Vlad Slavsky, 17, realized he was gay two years ago. He didn’t tell anyone at school, but his classmates found out – and he thinks they may have hacked his social network account.
“In school there’s a prison mentality, they live by prison rules,” he said, describing more than 10 physical attacks near his home and constant taunts from other schoolmates. He now carries pepper spray and takes a taxi if he’s coming home late.
But those at Mayak manage to live fluid and flexible lives.
While Mayak’s regulars have been able to adapt, they’re hardly activists.

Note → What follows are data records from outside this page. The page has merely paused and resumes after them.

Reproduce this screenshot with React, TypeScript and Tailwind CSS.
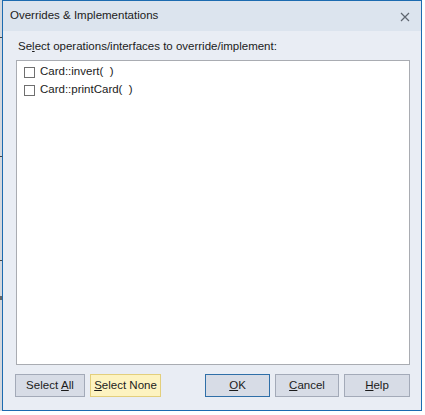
import React from 'react';

const font = { fontFamily: '"Liberation Sans", Arial, sans-serif' };

const Btn: React.FC<{ children: React.ReactNode; className?: string }> = ({ children, className }) => (
  <button
    className={`h-[23px] flex items-center justify-center text-[11.5px] text-[#1b1b1b] border shrink-0 ${className ?? ''}`}
  >
    {children}
  </button>
);

const Item: React.FC<{ label: string }> = ({ label }) => (
  <div className="flex items-center gap-[5px] h-[18px]">
    <span className="w-[11px] h-[11px] border border-[#6f6f6f] bg-white shrink-0"></span>
    <span className="text-[11.5px] text-[#1b1b1b] whitespace-pre">{label}</span>
  </div>
);

export default function App() {
  return (
    <div className="w-[425px] h-[415px] bg-white flex" style={font}>
      <div className="w-[2px] h-[411px] bg-[#d4d8de] flex flex-col shrink-0">
        <div className="h-[37px]"></div>
        <div className="h-[1px] bg-[#444]"></div>
        <div className="h-[118px]"></div>
        <div className="h-[1px] bg-[#444]"></div>
        <div className="h-[103px]"></div>
        <div className="h-[1px] bg-[#444]"></div>
        <div className="h-[35px]"></div>
        <div className="h-[4px] bg-[#666]"></div>
      </div>
      <div className="w-[420px] h-[411px] shrink-0 border border-[#1c6bb0] bg-[#e9edf4] flex flex-col">
        <div className="h-[30px] bg-[#dce4ee] flex items-center justify-between pl-[7px] pr-[11px]">
          <span className="text-[11.5px] text-[#1b1b1b]">Overrides &amp; Implementations</span>
          <svg width="10" height="10" viewBox="0 0 10 10" className="mt-[1px]">
            <path d="M1 1 L9 9 M9 1 L1 9" stroke="#5f6670" strokeWidth="1.2" />
          </svg>
        </div>
        <div className="flex-1 flex flex-col pl-[13px] pr-[11px] pt-[7px]">
          <div className="text-[11.5px] text-[#1b1b1b] pl-[2px] h-[17px] leading-[17px]">
            Se<span className="underline">l</span>ect operations/interfaces to override/implement:
          </div>
          <div className="mt-[5px] h-[305px] bg-white border border-[#a9acb2] flex flex-col pl-[7px] pt-[2px]">
            <Item label="Card::invert(  )" />
            <Item label="Card::printCard(  )" />
          </div>
          <div className="flex mt-[9px] ml-[-1px]">
            <Btn className="w-[70px] bg-[#d7dce6] border-[#a3aab8]">
              Select <span className="underline ml-[3px]">A</span>ll
            </Btn>
            <Btn className="w-[71px] ml-[5px] bg-[#fdf3c0] border-[#e3cf7c]">
              <span className="underline">S</span>elect None
            </Btn>
            <div className="flex-1"></div>
            <Btn className="w-[65px] bg-[#d7dce6] border-[#2f6fa8]">
              <span className="underline">O</span>K
            </Btn>
            <Btn className="w-[64px] ml-[5px] bg-[#d7dce6] border-[#a3aab8]">
              <span className="underline">C</span>ancel
            </Btn>
            <Btn className="w-[66px] ml-[5px] bg-[#d7dce6] border-[#a3aab8]">
              <span className="underline">H</span>elp
            </Btn>
          </div>
        </div>
      </div>
    </div>
  );
}
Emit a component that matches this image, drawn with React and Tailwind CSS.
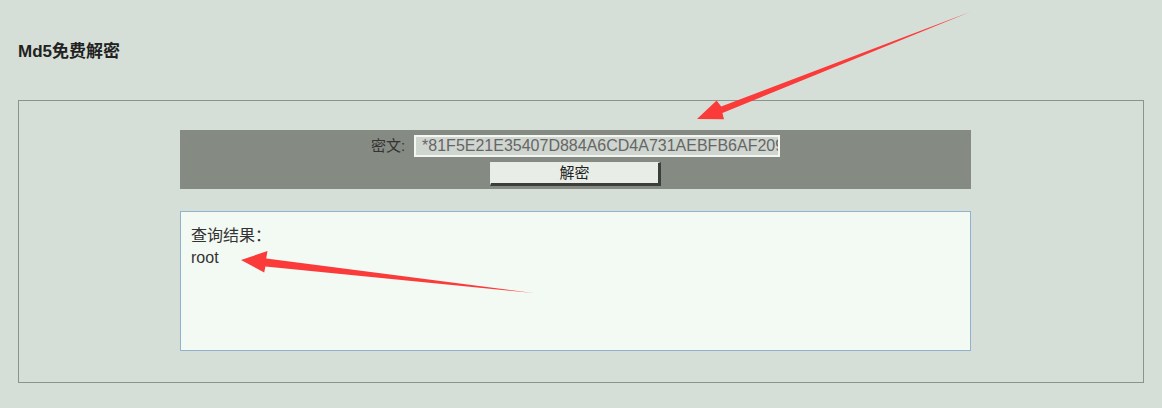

Baklykov said he was “apolitical” and didn’t want to be involved in the LGBT movement in its present state because he believes “it doesn’t have a leader.”
And while Sochi still serves as a refuge for Russian gays, the growing conservatism of the Russian public has meant that many find it easier – and cheaper – to travel abroad. Those who are left tend to be older or poorer.
Tenichev says that the number of gay visitors is naturally dropping, which has meant opening Mayak’s doors more and more often to other visitors – in particular to straight women.
“It’s hard nowadays to call this a gay club,” he said, noting that the average age of the gay visitors is increasing, and is now easily over 30.
“I’m drawn by what’s abroad,” said Kosachenko, who described a recent trip to the Canary Islands as mind-blowing. “But this is my own, and I’m used to it. Here I feel at home, so I’ll learn to adapt.”